Rows from a dataset of pages and code

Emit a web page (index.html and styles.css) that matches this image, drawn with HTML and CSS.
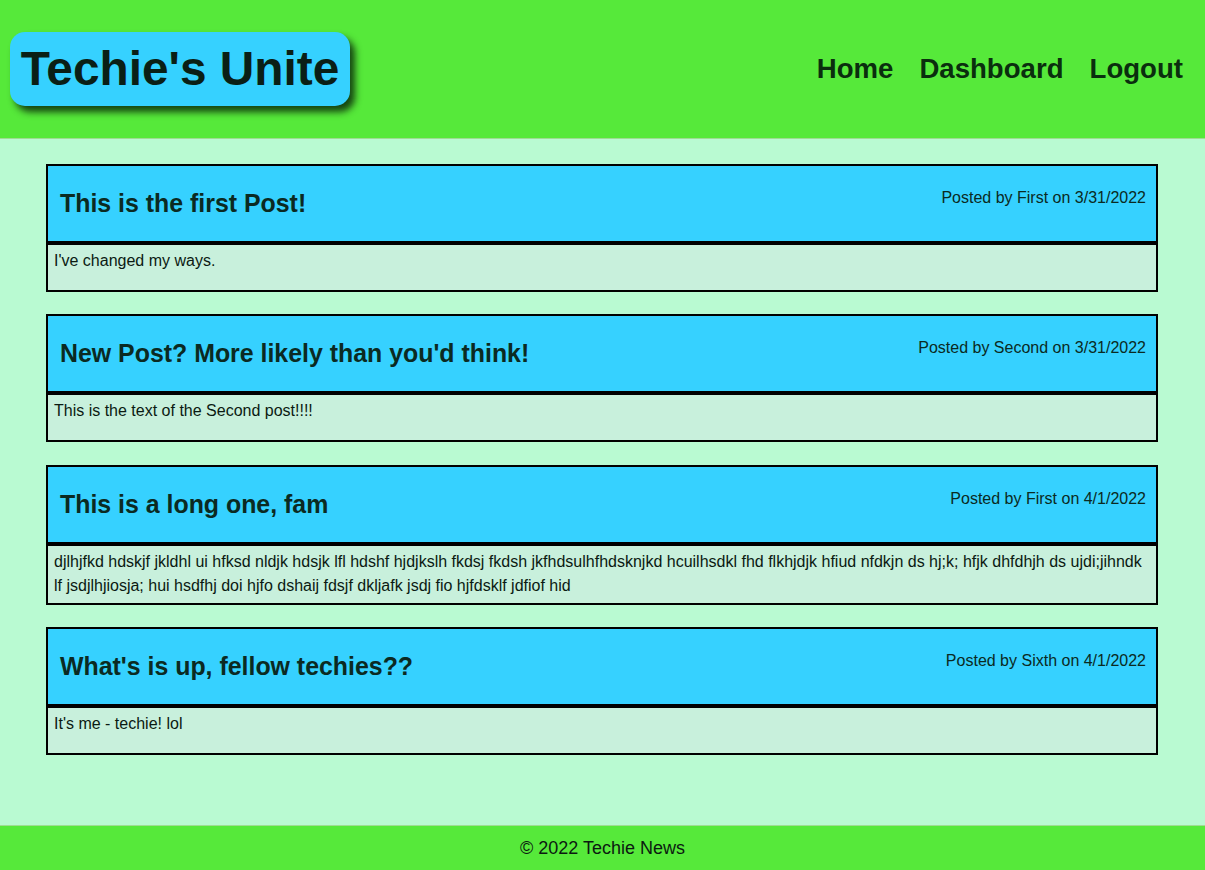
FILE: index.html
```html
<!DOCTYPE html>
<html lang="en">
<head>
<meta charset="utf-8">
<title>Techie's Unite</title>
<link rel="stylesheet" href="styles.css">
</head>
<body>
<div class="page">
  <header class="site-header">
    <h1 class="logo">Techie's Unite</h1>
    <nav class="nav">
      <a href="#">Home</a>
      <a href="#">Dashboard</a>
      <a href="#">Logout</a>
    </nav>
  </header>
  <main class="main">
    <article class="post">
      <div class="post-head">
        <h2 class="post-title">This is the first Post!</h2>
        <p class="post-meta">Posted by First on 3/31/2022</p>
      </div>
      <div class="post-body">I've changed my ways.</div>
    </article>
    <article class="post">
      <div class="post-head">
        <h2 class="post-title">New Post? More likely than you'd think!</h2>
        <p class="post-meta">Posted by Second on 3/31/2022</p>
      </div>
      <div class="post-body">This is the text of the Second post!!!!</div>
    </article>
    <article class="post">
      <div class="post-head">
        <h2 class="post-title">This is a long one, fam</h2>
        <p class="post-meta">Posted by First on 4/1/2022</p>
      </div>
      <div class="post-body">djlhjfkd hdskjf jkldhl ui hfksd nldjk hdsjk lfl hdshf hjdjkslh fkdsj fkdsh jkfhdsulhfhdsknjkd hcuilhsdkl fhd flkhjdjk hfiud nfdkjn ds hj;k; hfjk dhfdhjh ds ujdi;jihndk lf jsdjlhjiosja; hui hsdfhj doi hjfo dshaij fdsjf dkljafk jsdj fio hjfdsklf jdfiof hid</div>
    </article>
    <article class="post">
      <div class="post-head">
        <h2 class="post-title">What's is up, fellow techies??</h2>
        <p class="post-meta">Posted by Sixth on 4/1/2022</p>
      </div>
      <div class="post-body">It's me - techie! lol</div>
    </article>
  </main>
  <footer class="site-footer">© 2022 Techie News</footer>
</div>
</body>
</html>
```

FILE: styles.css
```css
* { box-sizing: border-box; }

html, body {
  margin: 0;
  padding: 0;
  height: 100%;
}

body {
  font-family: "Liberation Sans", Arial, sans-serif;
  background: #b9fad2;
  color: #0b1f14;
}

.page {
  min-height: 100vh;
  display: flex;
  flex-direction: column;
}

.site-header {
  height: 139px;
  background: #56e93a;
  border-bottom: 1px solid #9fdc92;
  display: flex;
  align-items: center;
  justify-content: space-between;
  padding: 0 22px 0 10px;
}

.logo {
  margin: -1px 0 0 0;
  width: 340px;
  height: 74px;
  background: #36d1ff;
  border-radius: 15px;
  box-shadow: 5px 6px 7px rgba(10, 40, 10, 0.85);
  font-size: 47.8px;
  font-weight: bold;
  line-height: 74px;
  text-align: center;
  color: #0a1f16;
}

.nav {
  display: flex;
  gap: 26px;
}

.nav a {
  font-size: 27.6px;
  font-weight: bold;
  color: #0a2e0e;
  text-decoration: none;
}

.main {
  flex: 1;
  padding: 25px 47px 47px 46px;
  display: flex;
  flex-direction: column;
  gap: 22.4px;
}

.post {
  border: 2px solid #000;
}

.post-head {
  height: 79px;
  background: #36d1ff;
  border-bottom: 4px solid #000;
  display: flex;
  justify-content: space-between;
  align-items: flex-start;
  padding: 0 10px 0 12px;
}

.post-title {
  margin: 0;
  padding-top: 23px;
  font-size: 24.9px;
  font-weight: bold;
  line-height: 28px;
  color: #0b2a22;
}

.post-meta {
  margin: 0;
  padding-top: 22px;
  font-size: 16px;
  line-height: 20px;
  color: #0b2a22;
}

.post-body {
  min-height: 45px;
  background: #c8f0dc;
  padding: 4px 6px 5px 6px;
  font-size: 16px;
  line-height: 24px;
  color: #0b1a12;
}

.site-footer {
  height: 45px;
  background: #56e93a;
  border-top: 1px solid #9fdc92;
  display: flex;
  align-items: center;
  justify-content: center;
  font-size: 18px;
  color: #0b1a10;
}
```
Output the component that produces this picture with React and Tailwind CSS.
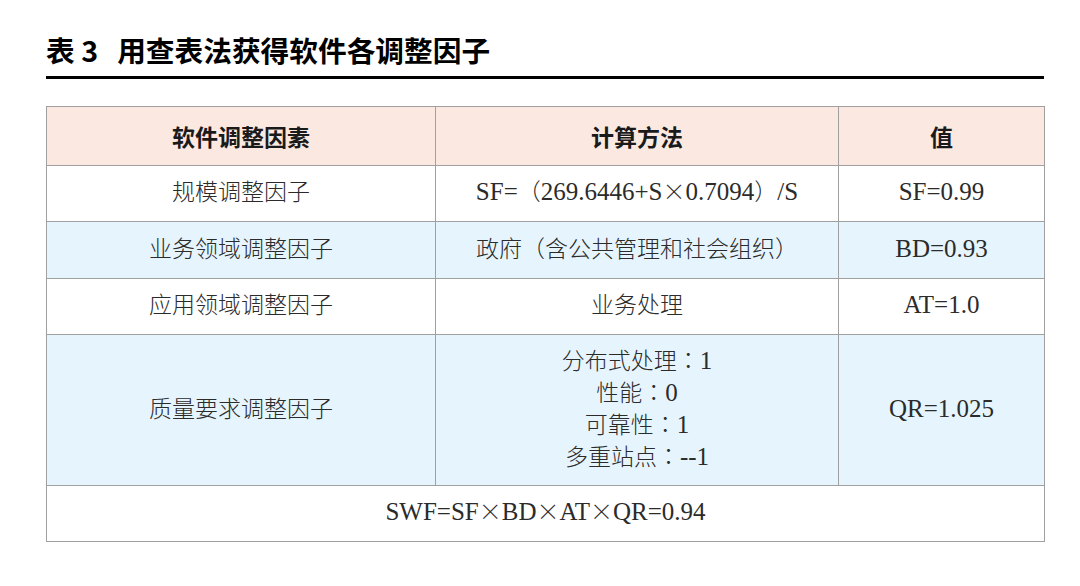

- [Exercise directions]:
Reproduce the data verbatim. Do not carry any picture into the copy.

- [Exercise output]:
Emit a web page (index.html and styles.css) that matches this image, drawn with HTML and CSS.
FILE: index.html
```html
<!DOCTYPE html>
<html lang="en">
<head>
<meta charset="utf-8">
<title>Techie's Unite</title>
<link rel="stylesheet" href="styles.css">
</head>
<body>
<div class="page">
  <header class="site-header">
    <h1 class="logo">Techie's Unite</h1>
    <nav class="nav">
      <a href="#">Home</a>
      <a href="#">Dashboard</a>
      <a href="#">Logout</a>
    </nav>
  </header>
  <main class="main">
    <article class="post">
      <div class="post-head">
        <h2 class="post-title">This is the first Post!</h2>
        <p class="post-meta">Posted by First on 3/31/2022</p>
      </div>
      <div class="post-body">I've changed my ways.</div>
    </article>
    <article class="post">
      <div class="post-head">
        <h2 class="post-title">New Post? More likely than you'd think!</h2>
        <p class="post-meta">Posted by Second on 3/31/2022</p>
      </div>
      <div class="post-body">This is the text of the Second post!!!!</div>
    </article>
    <article class="post">
      <div class="post-head">
        <h2 class="post-title">This is a long one, fam</h2>
        <p class="post-meta">Posted by First on 4/1/2022</p>
      </div>
      <div class="post-body">djlhjfkd hdskjf jkldhl ui hfksd nldjk hdsjk lfl hdshf hjdjkslh fkdsj fkdsh jkfhdsulhfhdsknjkd hcuilhsdkl fhd flkhjdjk hfiud nfdkjn ds hj;k; hfjk dhfdhjh ds ujdi;jihndk lf jsdjlhjiosja; hui hsdfhj doi hjfo dshaij fdsjf dkljafk jsdj fio hjfdsklf jdfiof hid</div>
    </article>
    <article class="post">
      <div class="post-head">
        <h2 class="post-title">What's is up, fellow techies??</h2>
        <p class="post-meta">Posted by Sixth on 4/1/2022</p>
      </div>
      <div class="post-body">It's me - techie! lol</div>
    </article>
  </main>
  <footer class="site-footer">© 2022 Techie News</footer>
</div>
</body>
</html>
```

FILE: styles.css
```css
* { box-sizing: border-box; }

html, body {
  margin: 0;
  padding: 0;
  height: 100%;
}

body {
  font-family: "Liberation Sans", Arial, sans-serif;
  background: #b9fad2;
  color: #0b1f14;
}

.page {
  min-height: 100vh;
  display: flex;
  flex-direction: column;
}

.site-header {
  height: 139px;
  background: #56e93a;
  border-bottom: 1px solid #9fdc92;
  display: flex;
  align-items: center;
  justify-content: space-between;
  padding: 0 22px 0 10px;
}

.logo {
  margin: -1px 0 0 0;
  width: 340px;
  height: 74px;
  background: #36d1ff;
  border-radius: 15px;
  box-shadow: 5px 6px 7px rgba(10, 40, 10, 0.85);
  font-size: 47.8px;
  font-weight: bold;
  line-height: 74px;
  text-align: center;
  color: #0a1f16;
}

.nav {
  display: flex;
  gap: 26px;
}

.nav a {
  font-size: 27.6px;
  font-weight: bold;
  color: #0a2e0e;
  text-decoration: none;
}

.main {
  flex: 1;
  padding: 25px 47px 47px 46px;
  display: flex;
  flex-direction: column;
  gap: 22.4px;
}

.post {
  border: 2px solid #000;
}

.post-head {
  height: 79px;
  background: #36d1ff;
  border-bottom: 4px solid #000;
  display: flex;
  justify-content: space-between;
  align-items: flex-start;
  padding: 0 10px 0 12px;
}

.post-title {
  margin: 0;
  padding-top: 23px;
  font-size: 24.9px;
  font-weight: bold;
  line-height: 28px;
  color: #0b2a22;
}

.post-meta {
  margin: 0;
  padding-top: 22px;
  font-size: 16px;
  line-height: 20px;
  color: #0b2a22;
}

.post-body {
  min-height: 45px;
  background: #c8f0dc;
  padding: 4px 6px 5px 6px;
  font-size: 16px;
  line-height: 24px;
  color: #0b1a12;
}

.site-footer {
  height: 45px;
  background: #56e93a;
  border-top: 1px solid #9fdc92;
  display: flex;
  align-items: center;
  justify-content: center;
  font-size: 18px;
  color: #0b1a10;
}
```
Output the component that produces this picture with React and Tailwind CSS.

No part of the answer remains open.